StartUp Health, a global startup platform geared toward accelerating health and wellness innovation, announced that several home care tech companies are among the newest members to its growing academy.
The tech accelerator announced Monday from the Cleveland Clinic Medical Innovation Summit the addition of 14 digital health companies to its exclusive long-term coaching program and community.
The 14 companies, several of which focused specifically on home health, represent a group of entrepreneurs focused on building digital health companies that target some of healthcare’s biggest challenges.
Medicast is a company that aims to make it easy for anyone to receive access to a doctor with the click of a button. The home health web and mobile platform provides consumers with 24-hour on-demand medical services, including delivering high quality doctors directly to a patient’s home, office or hotel.
Another home health-focused startup, RxApps, is on a mission to ensure patients’ emotional well-being is seen as equally relevant to their clinical health.
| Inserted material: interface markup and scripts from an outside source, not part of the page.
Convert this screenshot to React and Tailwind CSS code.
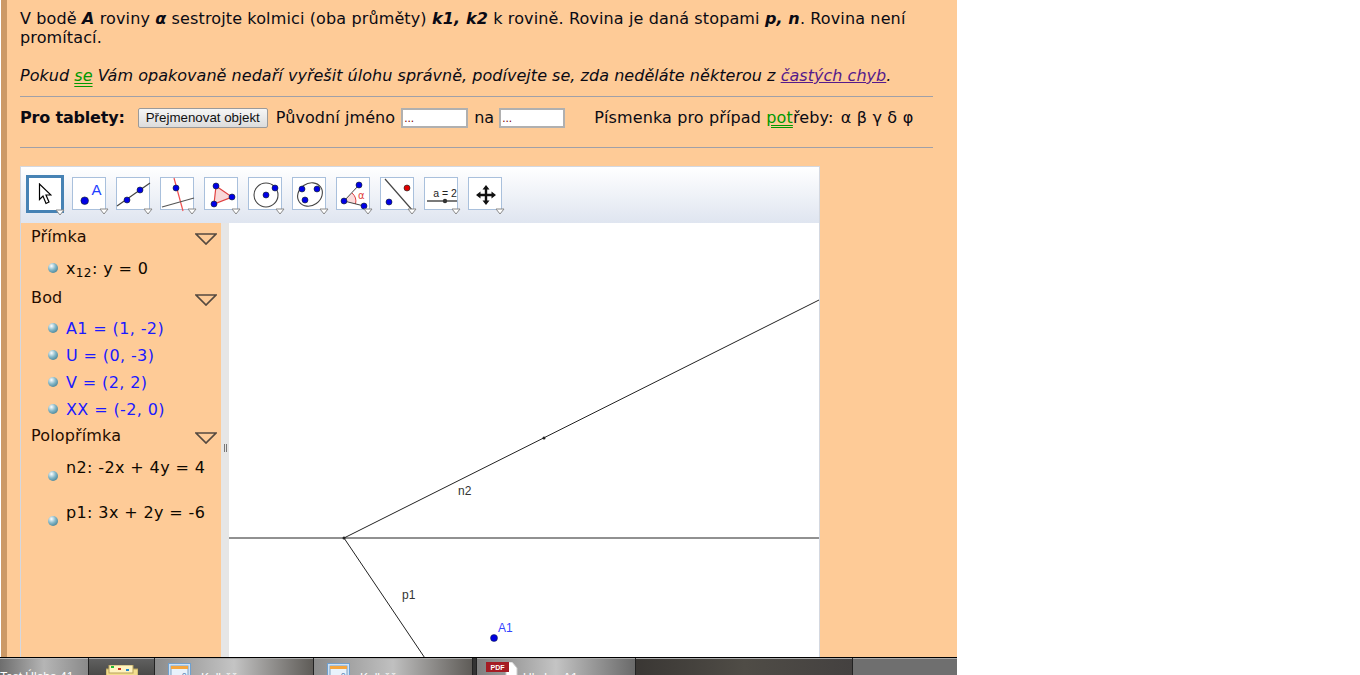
const Dot = ({ x, y, r = 3, c = "#0000e6" }) => <circle cx={x} cy={y} r={r} fill={c} stroke="#122" strokeWidth="0.6" />;

const tools = [
  <><Dot x={11.7} y={22.7} r={3.8} /><text x={18.5} y={17} fontSize="15" fill="#1f3fff" fontFamily="Liberation Sans, sans-serif">A</text></>,
  <><line x1="0" y1="28" x2="33" y2="5" stroke="#444" strokeWidth="1.2" /><Dot x={10} y={22} /><Dot x={23} y={12} /></>,
  <><line x1="13" y1="0" x2="22" y2="33" stroke="#f05050" strokeWidth="1.2" /><line x1="1" y1="29" x2="33" y2="20" stroke="#555" strokeWidth="1.2" /><Dot x={15} y={10} /></>,
  <><polygon points="11,8 27,19 9,26" fill="#f8d8d8" stroke="#e04040" strokeWidth="1.2" /><Dot x={11} y={8} /><Dot x={27} y={19} /><Dot x={9} y={26} /></>,
  <><circle cx="17" cy="17" r="12" fill="none" stroke="#444" strokeWidth="1.1" /><Dot x={17} y={17} /><Dot x={26} y={10} /></>,
  <><ellipse cx="17" cy="16.5" rx="13" ry="11" transform="rotate(-35 17 16.5)" fill="none" stroke="#444" strokeWidth="1.1" /><Dot x={9} y={11} /><Dot x={24} y={11} /><Dot x={12} y={22} /></>,
  <><path d="M7 23 L15 15 A11 11 0 0 1 18.5 26 Z" fill="#fbdcdc" stroke="none" /><path d="M15 15 A11 11 0 0 1 18.5 26" fill="none" stroke="#e04040" /><line x1="7" y1="23" x2="22" y2="7" stroke="#444" /><line x1="7" y1="23" x2="27" y2="28" stroke="#444" /><Dot x={22} y={7} /><Dot x={7} y={23} /><Dot x={27} y={28} /><text x="21" y="21" fontSize="10" fill="#e04040" fontFamily="DejaVu Sans, sans-serif">α</text></>,
  <><line x1="4" y1="1" x2="32" y2="33" stroke="#444" strokeWidth="1.2" /><Dot x={26} y={10} c="#e00000" /><Dot x={8} y={24} /></>,
  <><text x="20" y="19" fontSize="10.5" textAnchor="middle" fill="#222" fontFamily="Liberation Sans, sans-serif">a = 2</text><line x1="2" y1="23" x2="32" y2="23" stroke="#222" strokeWidth="1.2" /><circle cx="20" cy="23" r="2.2" fill="#333" /></>,
  <path d="M17 7 L20.5 11.5 H18.2 V15.8 H22.5 V13.5 L27 17 L22.5 20.5 V18.2 H18.2 V22.5 H20.5 L17 27 L13.5 22.5 H15.8 V18.2 H11.5 V20.5 L7 17 L11.5 13.5 V15.8 H15.8 V11.5 H13.5 Z" fill="#111" />,
];

const Arrow = () => (
  <svg className="absolute right-[-4px] bottom-[-6px] w-[10px] h-[7px]" viewBox="0 0 10 7">
    <polygon points="1,1 9,1 5,6" fill="#fff" stroke="#888" />
  </svg>
);

const Head = ({ children, h }) => (
  <div className={`${h} flex items-center justify-between pl-[10px] pr-[4px] tracking-[0.15px] text-[#260d00]`}>
    <span>{children}</span>
    <svg className="w-[22px] h-[12px] mt-[5px]" viewBox="0 0 22 12">
      <polygon points="1,1 21,1 11,11" fill="none" stroke="#554a40" strokeWidth="1.7" />
    </svg>
  </div>
);

const Row = ({ children, blue, h = "h-[27px]", low }) => (
  <div className={`${h} flex items-center pl-[27px] gap-[8px] tracking-[0.38px] ${blue ? "text-[#1a1aff]" : "text-[#0d0800]"}`}>
    <span className={`w-[10px] h-[10px] rounded-full shrink-0 bg-[radial-gradient(circle_at_35%_30%,#ffffff,#86b8c8_42%,#2a6a80)] ${low ? "mt-[8px]" : "-mt-[2px]"}`} />
    <span className="whitespace-nowrap">{children}</span>
  </div>
);

const LinkG = ({ children }) => <span className="text-[#009900] underline decoration-double underline-offset-2">{children}</span>;

const Input = ({ w }) => (
  <input readOnly value="..." className={`${w} h-[20px] bg-white border-2 border-[#b0b0b0] px-px text-[12px] text-[#800000] font-['Liberation_Sans',sans-serif]`} />
);

const WinIcon = () => (
  <svg className="w-[23px] h-[22px]" viewBox="0 0 23 22">
    <rect x="0.5" y="0.5" width="22" height="21" fill="#cfe2f5" stroke="#6fa0cf" />
    <rect x="3" y="3" width="17" height="16" fill="#e8f2fb" stroke="#7f9fc0" />
    <rect x="3" y="3" width="17" height="3" fill="#f4a640" />
    <text x="14" y="15" fontSize="8" fill="#3d6fa8" fontFamily="Liberation Sans, sans-serif">0</text>
  </svg>
);

const Tab = ({ w, icon, label, cls, iconCls, textCls = "ml-[10px]" }) => (
  <div className={`${w} ${cls} h-full flex items-start shrink-0 overflow-hidden border-t border-[#aaa]`}>
    <div className={iconCls}>{icon}</div>
    {label && <span className={`text-white text-[12px] mt-[10px] whitespace-nowrap font-['Liberation_Sans',sans-serif] ${textCls}`}>{label}</span>}
  </div>
);

export default function App() {
  return (
    <div className="w-[1360px] h-[675px] bg-white overflow-hidden flex flex-col font-['DejaVu_Sans',sans-serif] text-[16px] leading-[19px] text-[#0a0a14]">
      <main className="w-[956px] h-[657px] ml-px border-l-[6px] border-[#cc9966] bg-[#fecb97] overflow-hidden pl-[13px] pr-[24px] pt-[9px] shrink-0">
        <p className="tracking-[0.13px]">
          V bodě <b><i>A</i></b> roviny <b><i>α</i></b> sestrojte kolmici (oba průměty) <b><i>k1, k2</i></b> k rovině. Rovina je daná stopami <b><i>p, n</i></b>. Rovina není promítací.
        </p>
        <p className="mt-[19px] italic tracking-[0.03px]">
          Pokud <LinkG>se</LinkG> Vám opakovaně nedaří vyřešit úlohu správně, podívejte se, zda neděláte některou z <span className="text-[#551a8b] underline">častých chyb</span>.
        </p>
        <div className="h-px bg-[#a0a0a8] mt-[11px]" />
        <div className="flex items-center h-[20px] mt-[11px] whitespace-nowrap">
          <b className="tracking-[-0.18px] pb-[2px]">Pro tablety:</b>
          <button className="ml-[13px] w-[130px] h-[20px] border border-[#9a9a9a] rounded-[2px] bg-gradient-to-b from-[#f6f6f6] to-[#dcdcdc] text-[13.33px] leading-[16px] text-[#111] font-['Liberation_Sans',sans-serif]">Přejmenovat objekt</button>
          <span className="ml-[8px] mr-[6px] tracking-[0.08px] pb-[2px]">Původní jméno</span>
          <Input w="w-[67px]" />
          <span className="ml-[6px] mr-[5px] pb-[2px]">na</span>
          <Input w="w-[66px]" />
          <span className="ml-[29px] tracking-[0.13px] pb-[2px]">Písmenka pro případ <LinkG>pot</LinkG>řeby: <span className="ml-[2px] tracking-[0.2px]">α β γ δ φ</span></span>
        </div>
        <div className="h-px bg-[#a0a0a8] mt-[19px]" />
        <section className="w-[800px] mt-[18px] border border-[#d4d8e0] bg-white">
          <div className="h-[56px] pb-[3px] flex items-center gap-[10px] pl-[5px] bg-gradient-to-b from-white to-[#dfe5f0]">
            <div className="relative w-[38px] h-[38px] mr-[-2px] border-[3px] border-[#4682b4] bg-white flex items-center justify-center">
              <svg className="w-[14px] h-[22px]" viewBox="0 0 14 22">
                <path d="M1.5 1 V16.5 L5 13 L8 20.5 L11 19 L8 12 H13 Z" fill="#fff" stroke="#000" strokeWidth="1.2" />
              </svg>
              <Arrow />
            </div>
            {tools.map((t, i) => (
              <div key={i} className="relative w-[34px] h-[33px] border border-[#a9c0dc] bg-white">
                <svg className="absolute inset-0 w-[34px] h-[33px] overflow-visible" viewBox="0 0 34 33">{t}</svg>
                <Arrow />
              </div>
            ))}
          </div>
          <div className="flex h-[450px]">
            <aside className="w-[200px] shrink-0 bg-[#fecb97]">
              <Head h="h-[26px]">Přímka</Head>
              <div className="mt-[6px]"><Row>x<sub>12</sub>: y = 0</Row></div>
              <Head h="h-[31px]">Bod</Head>
              <div className="mt-[2px]">
                <Row blue>A1 = (1, -2)</Row>
                <Row blue>U = (0, -3)</Row>
                <Row blue>V = (2, 2)</Row>
                <Row blue>XX = (-2, 0)</Row>
              </div>
              <Head h="h-[24px]">Polopřímka</Head>
              <div className="mt-[2px]">
                <Row h="h-[45px]" low><span className="relative -top-[4px]">n2: -2x + 4y = 4</span></Row>
                <Row h="h-[45px]" low><span className="relative -top-[4px]">p1: 3x + 2y = -6</span></Row>
              </div>
            </aside>
            <div className="w-[8px] shrink-0 bg-[#e6e6e6] flex items-center justify-center">
              <span className="flex gap-px"><span className="w-px h-[8px] bg-[#777]" /><span className="w-px h-[8px] bg-[#777]" /></span>
            </div>
            <svg className="w-[590px] h-[450px] shrink-0" viewBox="0 0 590 450">
              <line x1="0" y1="315" x2="590" y2="315" stroke="#222" strokeWidth="1" />
              <line x1="115" y1="315" x2="590" y2="77" stroke="#222" strokeWidth="1" />
              <line x1="115" y1="315" x2="206" y2="450" stroke="#222" strokeWidth="1" />
              <circle cx="115" cy="315" r="1.5" fill="#222" />
              <circle cx="315" cy="215" r="1.5" fill="#222" />
              <text x="229" y="272" fontSize="12" fill="#333" fontFamily="Liberation Sans, sans-serif">n2</text>
              <text x="173" y="376" fontSize="12" fill="#333" fontFamily="Liberation Sans, sans-serif">p1</text>
              <circle cx="265" cy="415" r="3.5" fill="#0000e0" stroke="#123" strokeWidth="0.5" />
              <text x="269" y="409" fontSize="12" fill="#3344ff" fontFamily="Liberation Sans, sans-serif">A1</text>
            </svg>
          </div>
        </section>
      </main>
      <footer className="w-[957px] h-[18px] shrink-0 bg-black pt-px overflow-hidden">
        <div className="flex h-[17px] gap-px bg-[#222]">
          <div className="w-[88px] h-full shrink-0 overflow-hidden border-t border-[#bbb] bg-gradient-to-r from-[#6e6e6e] via-[#b5b5b5] to-[#8a8a8a]">
            <span className="block text-white text-[12px] mt-[9px] whitespace-nowrap font-['Liberation_Sans',sans-serif]">Test Úloha 41</span>
          </div>
          <Tab w="w-[65px]" cls="bg-gradient-to-b from-[#606060] to-[#4a4a48]" iconCls="ml-[17px] mt-[6px]" icon={
            <svg className="w-[32px] h-[18px]" viewBox="0 0 32 18">
              <rect x="0" y="4" width="32" height="14" fill="#f2dd8e" stroke="#b9a35a" />
              <rect x="3" y="0" width="24" height="8" fill="#fff3c0" stroke="#b9a35a" />
              <rect x="5" y="1" width="3" height="2" fill="#22bb33" />
              <rect x="12" y="3" width="3" height="2" fill="#cc3322" />
              <rect x="20" y="4" width="3" height="2" fill="#2288cc" />
            </svg>
          } />
          <Tab w="w-[158px]" cls="bg-gradient-to-r from-[#8c8c8c] via-[#c4c4c4] to-[#5f5c58]" iconCls="ml-[13px] mt-[4px]" icon={<WinIcon />} label="Kolběžn" />
          <Tab w="w-[158px]" cls="bg-gradient-to-r from-[#8c8c8c] via-[#c0c0c0] to-[#5f5c58]" iconCls="ml-[13px] mt-[4px]" icon={<WinIcon />} label="Kolběžn" />
          <div className="w-[3px] bg-[#333] shrink-0" />
          <Tab w="w-[158px]" cls="bg-gradient-to-r from-[#7f7f7f] via-[#c4c4c4] to-[#6a6a6a]" iconCls="ml-[9px] mt-[3px]" textCls="ml-[5px]" icon={
            <svg className="w-[32px] h-[18px]" viewBox="0 0 32 18">
              <path d="M20 0 H26 L31 6 V18 H20 Z" fill="#fff" stroke="#ccc" />
              <rect x="0" y="0" width="23" height="10" fill="#a51c24" />
              <text x="11.5" y="8" fontSize="7" fontWeight="bold" textAnchor="middle" fill="#fff" fontFamily="Liberation Sans, sans-serif">PDF</text>
            </svg>
          } label="Ukolen A1" />
          <div className="flex-1 border-t border-[#aaa] bg-gradient-to-r from-[#3a3734] via-[#4f4c46] to-[#444140]" />
          <div className="w-[104px] shrink-0 border-t border-[#aaa] bg-[#6f6f6f]" />
        </div>
      </footer>
    </div>
  );
}
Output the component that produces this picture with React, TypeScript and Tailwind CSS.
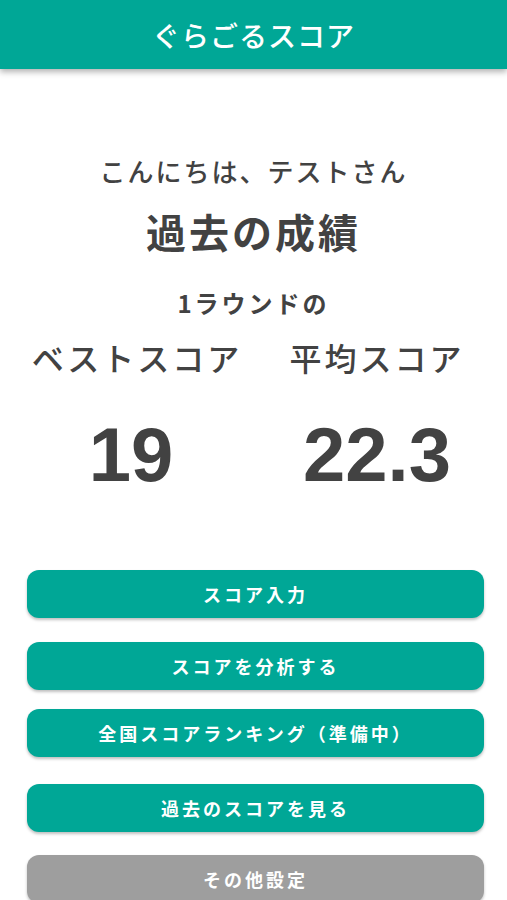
import React from 'react';

const jp = '[font-family:"Noto_Sans_CJK_JP","Noto_Sans",sans-serif]';

const buttons = [
  { label: 'スコア入力', mt: 'mt-[75px]', tone: 'bg-[#00a796]' },
  { label: 'スコアを分析する', mt: 'mt-[24px]', tone: 'bg-[#00a796]' },
  { label: '全国スコアランキング（準備中）', mt: 'mt-[19px]', tone: 'bg-[#00a796]' },
  { label: '過去のスコアを見る', mt: 'mt-[27px]', tone: 'bg-[#00a796]' },
  { label: 'その他設定', mt: 'mt-[23px]', tone: 'bg-[#9e9e9e]' },
];

export default function App() {
  return (
    <div className={`min-h-[900px] w-full overflow-hidden bg-white text-[#424242] ${jp}`}>
      <header className="flex h-[69px] items-center justify-center bg-[#00a796] shadow-[0_3px_6px_rgba(0,0,0,0.3)]">
        <h1 className="text-[28px] font-medium tracking-[1px] text-white">ぐらごるスコア</h1>
      </header>

      <main className="flex flex-col">
        <p className="mt-[84px] text-center text-[26px] font-medium leading-[36px] tracking-[2px]">
          こんにちは、テストさん
        </p>
        <h2 className="mt-[17px] text-center text-[40px] font-bold leading-[50px] tracking-[3px]">過去の成績</h2>
        <p className="mt-[31px] text-center text-[24px] font-bold leading-[32px] tracking-[3px]">1ラウンドの</p>

        <div className="mt-[18px] flex pl-[17px]">
          <div className="flex w-[240px] flex-col items-center">
            <span className="text-[32px] font-medium leading-[40px] tracking-[3px]">ベストスコア</span>
            <span className='mt-[38px] pr-[12px] text-[76px] font-bold leading-[80px] [font-family:"Liberation_Sans",Arial,sans-serif]'>
              19
            </span>
          </div>
          <div className="flex w-[240px] flex-col items-center">
            <span className="text-[32px] font-medium leading-[40px] tracking-[3px]">平均スコア</span>
            <span className='mt-[38px] text-[76px] font-bold leading-[80px] [font-family:"Liberation_Sans",Arial,sans-serif]'>
              22.3
            </span>
          </div>
        </div>

        <div className="flex flex-col pl-[27px] pr-[23px]">
          {buttons.map((b) => (
            <button
              key={b.label}
              className={`${b.mt} ${b.tone} flex h-[48px] w-full items-center justify-center rounded-[12px] text-[18px] font-bold tracking-[3px] text-white shadow-[0_2px_3px_rgba(0,0,0,0.25)]`}
            >
              {b.label}
            </button>
          ))}
        </div>
      </main>
    </div>
  );
}
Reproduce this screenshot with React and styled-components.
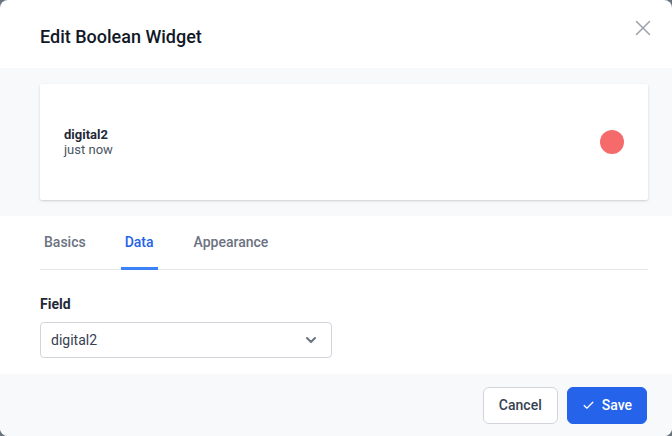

RxApps supplements standard management of chronic illness using customizable text message prompts to track patient health, experiences and behavior metrics that influence outcomes.
Sense Health, a company focused on mobile health and patient relationship management, aims to provide healthcare professionals with a mobile platform to create, deliver and monitor interactive support plans for their patients in between appointments.
Apart from home health, other companies include a broad spectrum of innovation, such as genomics, aging sensors, patient and physician engagement, as well as mobile health and wellness, among others.
The selected companies’ passion and commitment to “fixing” a different aspect of healthcare by either helping to significantly reduce costs or dramatically improve care is a common theme among the Healthcare Transformers invited to StartUp Health’s
A common theme among the selected companies invited to StartUp Health’s “Healthcare Transformers” three-year entrepreneurship program relates to their commitment to reducing costs or improving care, says Unity Stoakes, co-founder and president of StartUp Health.
“There’s no limit to what the Healthcare Transformer community will accomplish as we collaborate and innovate with each other and the world’s largest health organizations to grow and scale,” Stoakes said.
There’s also been a growing demand for companies interested in being taken under StartUp Health’s wing.
The accelerator has received more than 1,200 applications from 22 different countries, and has also cast its net wide enough to include four international companies into its expanding community (Brazil, Ireland, Israel, Spain), said Bari Krein, who leads StartUp Health’s review committee.
“We work hard to select passionate digital health innovators who follow a ‘batteries-included’ motto and care as much about growing a great business as they do about collaborating as a peer group to help each other succeed,” Krein said.
As of October 2013, StartUp Health has a total of 46 digital health companies under its accelerator academy, having raised $106 million to date.